In 1856 Illinois, along with other states, held a state convention to help organize and strengthen the new Republican Party. In Illinois the convention met in Bloomington in Major's Hall located upstairs over Humphrey's Cheap Store. Broad spectrums of political beliefs were present: Whigs, Free Soilers, Know-Nothings, and abolitionists. The convention, composed of about 270 delegates, declared that Congress had and should employ its power to stop the spread of slavery westward. It adopted the following resolution:
"Resolved, That we hold in accordance with the opinions and practices of all the great statesmen of all parties for the first sixty years of the administration of the government, that under the Constitution, Congress possesses full power to prohibit slavery in the territories; and that while we will maintain all constitutional rights of the South, we also hold that justice, humanity, the principles of freedom, as expressed in our Declaration of Independence and our National Constitution, and the purity and perpetuity of our government require that that power should be exerted, to prevent the extension of slavery into territories heretofore free."
After a series of speeches, there were cries for Abraham Lincoln to take the platform. At 5:30 P.M. he did so.
The people listened for about 90 minutes. William Herndon, Lincoln's law partner, "attempted for about fifteen minutes, as was usual with me then to take notes, but at the end of that time I threw pen and paper away and lived only in the inspiration of the hour." Lincoln spoke extemporaneously, and he clearly identified slavery as the root cause of the country's problems.
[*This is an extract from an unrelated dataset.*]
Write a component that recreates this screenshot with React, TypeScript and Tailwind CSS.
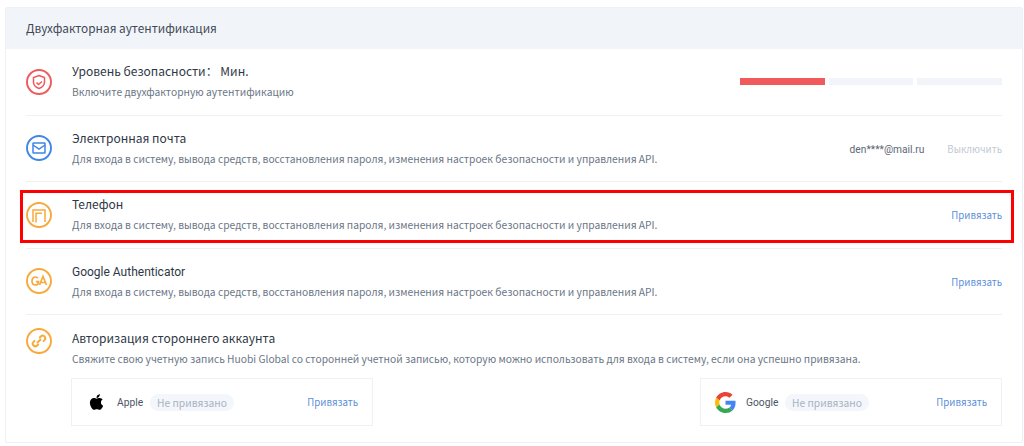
import type { ReactNode } from 'react';

const desc = 'Для входа в систему, вывода средств, восстановления пароля, изменения настроек безопасности и управления API.';

function IconRing({ color, children }: { color: string; children: ReactNode }) {
  return (
    <svg viewBox="0 0 26 26" className="w-[26px] h-[26px] shrink-0" fill="none" stroke={color} strokeWidth="1.5">
      <circle cx="13" cy="13" r="12" strokeWidth="1.9" />
      {children}
    </svg>
  );
}

function AppleLogo() {
  return (
    <svg viewBox="0 0 384 512" className="w-[15px] h-[18px] shrink-0" fill="#000">
      <path d="M318.7 268.7c-.2-36.7 16.4-64.4 50-84.8-18.8-26.9-47.2-41.7-84.7-44.6-35.5-2.8-74.3 20.7-88.5 20.7-15 0-49.4-19.7-76.4-19.7C63.3 141.2 4 184.8 4 273.5q0 39.3 14.4 81.2c12.8 36.7 59 126.7 107.2 125.2 25.2-.6 43-17.9 75.8-17.9 31.8 0 48.3 17.9 76.4 17.9 48.6-.7 90.4-82.5 102.6-119.3-65.2-30.7-61.7-90-61.7-91.9zm-56.6-164.2c27.3-32.4 24.8-61.9 24-72.5-24.1 1.4-52 16.4-67.9 34.9-17.5 19.8-27.8 44.3-25.6 71.9 26.1 2 49.9-11.4 69.5-34.3z" />
    </svg>
  );
}

function GoogleLogo() {
  return (
    <svg viewBox="0 0 48 48" className="w-[21px] h-[21px] shrink-0">
      <path fill="#EA4335" d="M24 9.500c3.500 0 6.700 1.200 9.200 3.600l6.900-6.900C35.900 2.400 30.500 0 24 0 14.600 0 6.500 5.400 2.600 13.200l8 6.200C12.400 13.700 17.700 9.500 24 9.500z" />
      <path fill="#4285F4" d="M47 24.500c0-1.600-.1-3.100-.4-4.500H24v9h12.900c-.6 3-2.200 5.500-4.700 7.200l7.700 6C44.400 38.500 47 32.100 47 24.500z" />
      <path fill="#FBBC05" d="M10.600 28.600c-.5-1.400-.8-3-.8-4.600s.3-3.200.8-4.600l-8-6.200C.9 16.500 0 20.100 0 24s.9 7.500 2.600 10.800l8-6.200z" />
      <path fill="#34A853" d="M24 48c6.500 0 11.900-2.100 15.900-5.800l-7.700-6c-2.200 1.400-4.900 2.300-8.200 2.300-6.300 0-11.600-4.200-13.400-9.900l-8 6.200C6.500 42.600 14.600 48 24 48z" />
    </svg>
  );
}

function RowText({ title, sub }: { title: ReactNode; sub: ReactNode }) {
  return (
    <div className="flex flex-col">
      <div className="text-[12px] leading-[20px] text-[#2f3746]">{title}</div>
      <div className="mt-[1px] text-[10.25px] leading-[20px] text-[#6b7686]">{sub}</div>
    </div>
  );
}

function BindCard({ logo, name, labelClass }: { logo: ReactNode; name: string; labelClass: string }) {
  return (
    <div className="w-[302px] h-[48px] border border-[#eef2f8] flex items-center pl-[14px] pr-[14px]">
      <div className="w-[21px] flex justify-center">{logo}</div>
      <span className={`pt-[1px] text-[10.25px] text-[#4b5565] font-['Roboto',sans-serif] ${labelClass}`}>{name}</span>
      <span className="h-[17px] w-[84px] rounded-full bg-[#f3f6fa] text-[10.25px] leading-[17px] text-center text-[#a8b3c2]">
        Не привязано
      </span>
      <a className="ml-auto text-[9.7px] text-[#5b8fd9]">Привязать</a>
    </div>
  );
}

export default function App() {
  return (
    <div className="w-[1024px] h-[446px] bg-white pt-[7px] pl-[5px] pr-[1px] font-['Noto_Sans_CJK_SC','Noto_Sans',sans-serif] overflow-hidden">
      <div className="relative border border-[#eef1f6] rounded-[2px]">
        <div className="h-[41px] bg-[#f1f5f9] flex items-center pl-[20px] pb-[1px] text-[11.8px] text-[#3f4857]">
          Двухфакторная аутентификация
        </div>

        <div className="pl-[20px] pr-[20px]">
          <div className="h-[66.500px] border-b border-[#eef1f6] flex items-center gap-[20px]">
            <IconRing color="#f0595c">
              <path d="M13 6.500l5.500 2v4.500c0 3.500-2.500 5.500-5.500 6.500-3-1-5.500-3-5.500-6.500V8.500z" />
              <path d="M10.500 13.500l2 2 3.500-3" />
            </IconRing>
            <RowText
              title={<>Уровень безопасности：&nbsp;Мин.</>}
              sub="Включите двухфакторную аутентификацию"
            />
            <div className="ml-auto flex gap-[4px]">
              <div className="w-[85px] h-[7px] bg-[#f05a5c]" />
              <div className="w-[84px] h-[7px] bg-[#f1f5f9]" />
              <div className="w-[85px] h-[7px] bg-[#f1f5f9]" />
            </div>
          </div>

          <div className="h-[66.500px] border-b border-[#eef1f6] flex items-center gap-[20px]">
            <IconRing color="#3f86e8">
              <rect x="7" y="8" width="12" height="10" rx="0.5" />
              <path d="M7 10l6 4 6-4" />
            </IconRing>
            <RowText title="Электронная почта" sub={desc} />
            <div className="ml-auto pt-[2px] flex items-center">
              <span className="text-[10.2px] text-[#5d6675] font-['Roboto',sans-serif]">den****@mail.ru</span>
              <span className="ml-[23px] text-[9.7px] text-[#c2c9d3]">Выключить</span>
            </div>
          </div>

          <div className="h-[66.500px] border-b border-[#eef1f6] flex items-center gap-[20px]">
            <IconRing color="#f7a93b">
              <path d="M7 20V8h12v12" />
              <path d="M10 20.500V11.300h6" />
            </IconRing>
            <RowText title="Телефон" sub={desc} />
            <a className="ml-auto pt-[2px] text-[9.7px] text-[#5b8fd9]">Привязать</a>
          </div>

          <div className="h-[66.500px] border-b border-[#eef1f6] flex items-center gap-[20px]">
            <IconRing color="#f7a93b">
              <path d="M12 10.200c-.6-.8-1.400-1.200-2.500-1.200-2.100 0-3.500 1.700-3.500 4s1.400 4 3.500 4c1.800 0 3-1.200 3-3.300H9.800" strokeWidth="1.700" />
              <path d="M13.500 17l3.500-8.500 3.500 8.500M15 14.500h4" strokeWidth="1.700" />
            </IconRing>
            <RowText title={<span className="relative top-[1px] font-['Roboto',sans-serif]">Google Authenticator</span>} sub={desc} />
            <a className="ml-auto pt-[2px] text-[9.7px] text-[#5b8fd9]">Привязать</a>
          </div>

          <div className="h-[127px] pt-[13px]">
            <div className="flex items-start gap-[20px]">
              <IconRing color="#f7a93b">
                <path d="M11.500 14.500l3-3" strokeWidth="1.900" strokeLinecap="round" />
                <path d="M13.800 9.500l1-1a2.600 2.600 0 0 1 3.700 3.700l-1 1M12.200 16.500l-1 1a2.600 2.600 0 0 1-3.700-3.700l1-1" strokeWidth="1.900" strokeLinecap="round" />
              </IconRing>
              <RowText
                title="Авторизация стороннего аккаунта"
                sub="Свяжите свою учетную запись Huobi Global со сторонней учетной записью, которую можно использовать для входа в систему, если она успешно привязана."
              />
            </div>
            <div className="mt-[9px] pl-[45px] flex justify-between">
              <BindCard logo={<AppleLogo />} name="Apple" labelClass="ml-[10px] w-[33px]" />
              <BindCard logo={<GoogleLogo />} name="Google" labelClass="ml-[10px] w-[39px]" />
            </div>
          </div>
        </div>

        <div className="absolute left-[14px] top-[182px] w-[994px] h-[53px] border-[3px] border-[#ff0000] pointer-events-none" />
      </div>
    </div>
  );
}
One delegate said, "Never was an audience more completely electrified by human eloquence. Again and again, during the delivery, the audience sprang to their feet, and by long-continued cheers, expressed how deeply the speaker had roused them." Although no verbatim report of the speech exists, it seems clear from statements of those present that the key ideas Lincoln stressed were as follows:
1. That there were pressing reasons for the formation of the Republican Party.
2. That the Republican movement was very important to the future of the nation.
3. All free soil people needed to rally against slavery and the existing political evils.
4. The nation must be preserved in the purity of its principles as well as in the integrity of its territorial parts, and the Republicans were the ones to do it.
It was a truly a speech full of hypnotic inspiration as Lincoln attempted to unify all the discordant anti-slavery factions into a concerted party that could defeat the Democrats in upcoming elections. Writing in the Chicago Democrat, reporter John Wentworth said, "Abraham Lincoln for an hour and a half held the assemblage spellbound by the power of his argument, the intense irony of his invective, the brilliancy of his eloquence. I shall not mar any of its fine proportions by attempting even a synopsis of it." Herndon concluded, "His speech was full of fire and energy and force. It was logic; it was pathos; it was enthusiasm; it was justice, equity, truth, and right set ablaze by the devine fires of a soul maddened by the wrong; it was hard, heavy, knotty, gnarly, backed with wrath."
"The audience sat enthralled. Men listened as though transfixed. Reporters forgot to use the pencils in their hands, so that no complete and authentic record of what may have been his greatest speech has ever been found. At the end, the hall rocked with applause. The Republican Party was reborn in Illinois."***
Over the years a few "versions" of Lincoln's Lost Speech have been published. The most famous of these was by Henry Clay Whitney, a lawyer and Lincoln biographer. Whitney's version was published in McClure's Magazine in 1896. Whitney said that he had transcribed notes that were taken down while the speech was being delivered. The majority of Lincoln experts reject Whitney's report of the speech. One reason for this is that there was a 40-year gap between the speech itself and the publication of Whitney's version. In the Abraham Lincoln Encyclopedia Dr. Mark E. Neely, Jr. writes as follows regarding Abraham Lincoln's Lost Speech:
Henry Clay Whitney later claimed to have made notes on the occasion, and in 1896 he sold McClure's Magazine the text of the speech, which the magazine published in its September issue. Joseph M. Medill, who had heard the speech, endorsed it as a 'close reproduction,' but John G. Nicolay, who also had heard it, thought it spurious. Nicolay was vindicated in 1930 when a brief account of the speech was found in the Alton Courier of June 5, 1856. The description differed so markedly from Whitney's version that no one now accepts Whitney's account."
* Elwell Crissey's opening sentence in Lincoln's Lost Speech: The Pivot of His Career.
** Paul M. Angle (1900-1975), noted Lincoln scholar, author, and Director of the Chicago Historical Society for 20 years.
*** Benjamin P. Thomas (1902-1956), noted Lincoln biographer.